Restate the whole of the material. Keep every word, and drop the pictures.

* **Data lines**
|---|
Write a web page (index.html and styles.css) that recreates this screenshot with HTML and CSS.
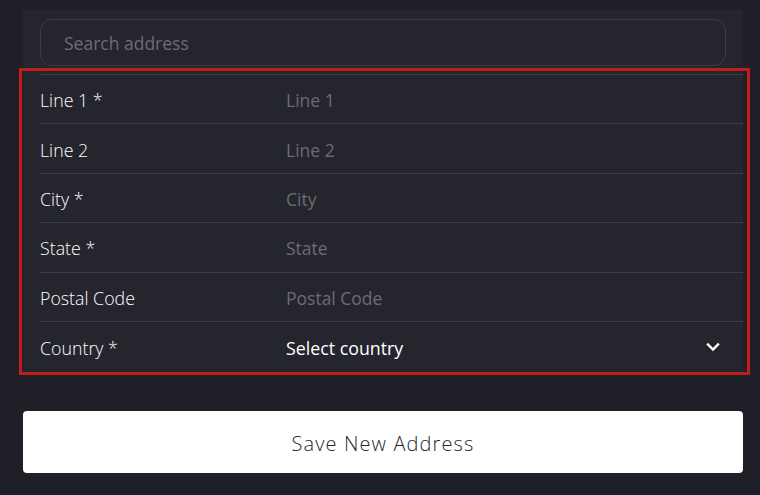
FILE: index.html
```html
<!DOCTYPE html>
<html lang="en">
<head>
<meta charset="utf-8">
<title>New Address</title>
<link rel="stylesheet" href="styles.css">
</head>
<body>
<main class="page">
  <section class="panel">
    <div class="search-wrap">
      <input class="search" type="text" placeholder="Search address">
    </div>
    <div class="fields">
      <div class="row"><label class="label">Line 1 *</label><input class="field" type="text" placeholder="Line 1"></div>
      <div class="row"><label class="label">Line 2</label><input class="field" type="text" placeholder="Line 2"></div>
      <div class="row"><label class="label">City *</label><input class="field" type="text" placeholder="City"></div>
      <div class="row"><label class="label">State *</label><input class="field" type="text" placeholder="State"></div>
      <div class="row"><label class="label">Postal Code</label><input class="field" type="text" placeholder="Postal Code"></div>
      <div class="row"><label class="label">Country *</label>
        <div class="select">
          <span class="select-text">Select country</span>
          <svg class="chevron" width="14" height="10" viewBox="0 0 14 10"><path d="M2 2.5 L7 7.5 L12 2.5" fill="none" stroke="#ffffff" stroke-width="2.4" stroke-linecap="square"/></svg>
        </div>
      </div>
    </div>
  </section>
  <button class="save" type="button">Save New Address</button>
</main>
</body>
</html>
```

FILE: styles.css
```css
* { box-sizing: border-box; }
html, body { margin: 0; padding: 0; }
body {
  background: #1f1f27;
  font-family: "Open Sans", "Noto Sans", sans-serif;
  color: #ffffff;
  width: 760px;
  height: 495px;
  overflow: hidden;
}
.page {
  padding: 10px 17px 0 23px;
  display: flex;
  flex-direction: column;
}
.panel {
  width: 720px;
  background: #25252e;
}
.search-wrap {
  padding: 9px 17px 0 17px;
  height: 62px;
}
.search {
  width: 686px;
  height: 47px;
  border: 1px solid #3b3b44;
  border-radius: 12px;
  background: transparent;
  padding: 1px 0 0 23px;
  font-family: inherit;
  font-size: 17.5px;
  color: #ffffff;
  outline: none;
}
.search::placeholder { color: #6c6c74; }
.fields {
  position: relative;
  padding: 2px 0 0 17px;
  width: 720px;
}
.fields::after {
  content: "";
  position: absolute;
  top: -4px;
  bottom: -3px;
  left: -4px;
  right: -7px;
  border: 3px solid #c21d1d;
  pointer-events: none;
}
.row {
  display: flex;
  align-items: center;
  border-top: 1px solid #3d3d45;
  height: 49.4px;
  padding-top: 2px;
}
.row:last-child { height: 51px; }
.label {
  width: 246px;
  flex: none;
  font-size: 17.8px;
  font-weight: 300;
  color: #ffffff;
}
.field {
  flex: 1;
  background: transparent;
  border: none;
  outline: none;
  padding: 0;
  font-family: inherit;
  font-size: 17.5px;
  color: #ffffff;
}
.field::placeholder { color: #6c6c74; }
.select {
  flex: 1;
  display: flex;
  align-items: center;
  justify-content: space-between;
  padding-right: 23px;
}
.select-text {
  font-size: 17.8px;
  font-weight: 500;
  color: #ffffff;
}
.chevron { display: block; margin-top: -2px; }
.save {
  margin-top: 39px;
  width: 720px;
  height: 62px;
  background: #ffffff;
  border: none;
  border-radius: 4px;
  font-family: inherit;
  font-size: 20px;
  font-weight: 300;
  letter-spacing: 1.1px;
  color: #262630;
  padding: 3px 0 0 0;
}
```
|---|
* **Solution**
Write a web page (index.html and styles.css) that recreates this screenshot with HTML and CSS.
FILE: index.html
```html
<!DOCTYPE html>
<html lang="en">
<head>
<meta charset="utf-8">
<title>New Address</title>
<link rel="stylesheet" href="styles.css">
</head>
<body>
<main class="page">
  <section class="panel">
    <div class="search-wrap">
      <input class="search" type="text" placeholder="Search address">
    </div>
    <div class="fields">
      <div class="row"><label class="label">Line 1 *</label><input class="field" type="text" placeholder="Line 1"></div>
      <div class="row"><label class="label">Line 2</label><input class="field" type="text" placeholder="Line 2"></div>
      <div class="row"><label class="label">City *</label><input class="field" type="text" placeholder="City"></div>
      <div class="row"><label class="label">State *</label><input class="field" type="text" placeholder="State"></div>
      <div class="row"><label class="label">Postal Code</label><input class="field" type="text" placeholder="Postal Code"></div>
      <div class="row"><label class="label">Country *</label>
        <div class="select">
          <span class="select-text">Select country</span>
          <svg class="chevron" width="14" height="10" viewBox="0 0 14 10"><path d="M2 2.5 L7 7.5 L12 2.5" fill="none" stroke="#ffffff" stroke-width="2.4" stroke-linecap="square"/></svg>
        </div>
      </div>
    </div>
  </section>
  <button class="save" type="button">Save New Address</button>
</main>
</body>
</html>
```

FILE: styles.css
```css
* { box-sizing: border-box; }
html, body { margin: 0; padding: 0; }
body {
  background: #1f1f27;
  font-family: "Open Sans", "Noto Sans", sans-serif;
  color: #ffffff;
  width: 760px;
  height: 495px;
  overflow: hidden;
}
.page {
  padding: 10px 17px 0 23px;
  display: flex;
  flex-direction: column;
}
.panel {
  width: 720px;
  background: #25252e;
}
.search-wrap {
  padding: 9px 17px 0 17px;
  height: 62px;
}
.search {
  width: 686px;
  height: 47px;
  border: 1px solid #3b3b44;
  border-radius: 12px;
  background: transparent;
  padding: 1px 0 0 23px;
  font-family: inherit;
  font-size: 17.5px;
  color: #ffffff;
  outline: none;
}
.search::placeholder { color: #6c6c74; }
.fields {
  position: relative;
  padding: 2px 0 0 17px;
  width: 720px;
}
.fields::after {
  content: "";
  position: absolute;
  top: -4px;
  bottom: -3px;
  left: -4px;
  right: -7px;
  border: 3px solid #c21d1d;
  pointer-events: none;
}
.row {
  display: flex;
  align-items: center;
  border-top: 1px solid #3d3d45;
  height: 49.4px;
  padding-top: 2px;
}
.row:last-child { height: 51px; }
.label {
  width: 246px;
  flex: none;
  font-size: 17.8px;
  font-weight: 300;
  color: #ffffff;
}
.field {
  flex: 1;
  background: transparent;
  border: none;
  outline: none;
  padding: 0;
  font-family: inherit;
  font-size: 17.5px;
  color: #ffffff;
}
.field::placeholder { color: #6c6c74; }
.select {
  flex: 1;
  display: flex;
  align-items: center;
  justify-content: space-between;
  padding-right: 23px;
}
.select-text {
  font-size: 17.8px;
  font-weight: 500;
  color: #ffffff;
}
.chevron { display: block; margin-top: -2px; }
.save {
  margin-top: 39px;
  width: 720px;
  height: 62px;
  background: #ffffff;
  border: none;
  border-radius: 4px;
  font-family: inherit;
  font-size: 20px;
  font-weight: 300;
  letter-spacing: 1.1px;
  color: #262630;
  padding: 3px 0 0 0;
}
```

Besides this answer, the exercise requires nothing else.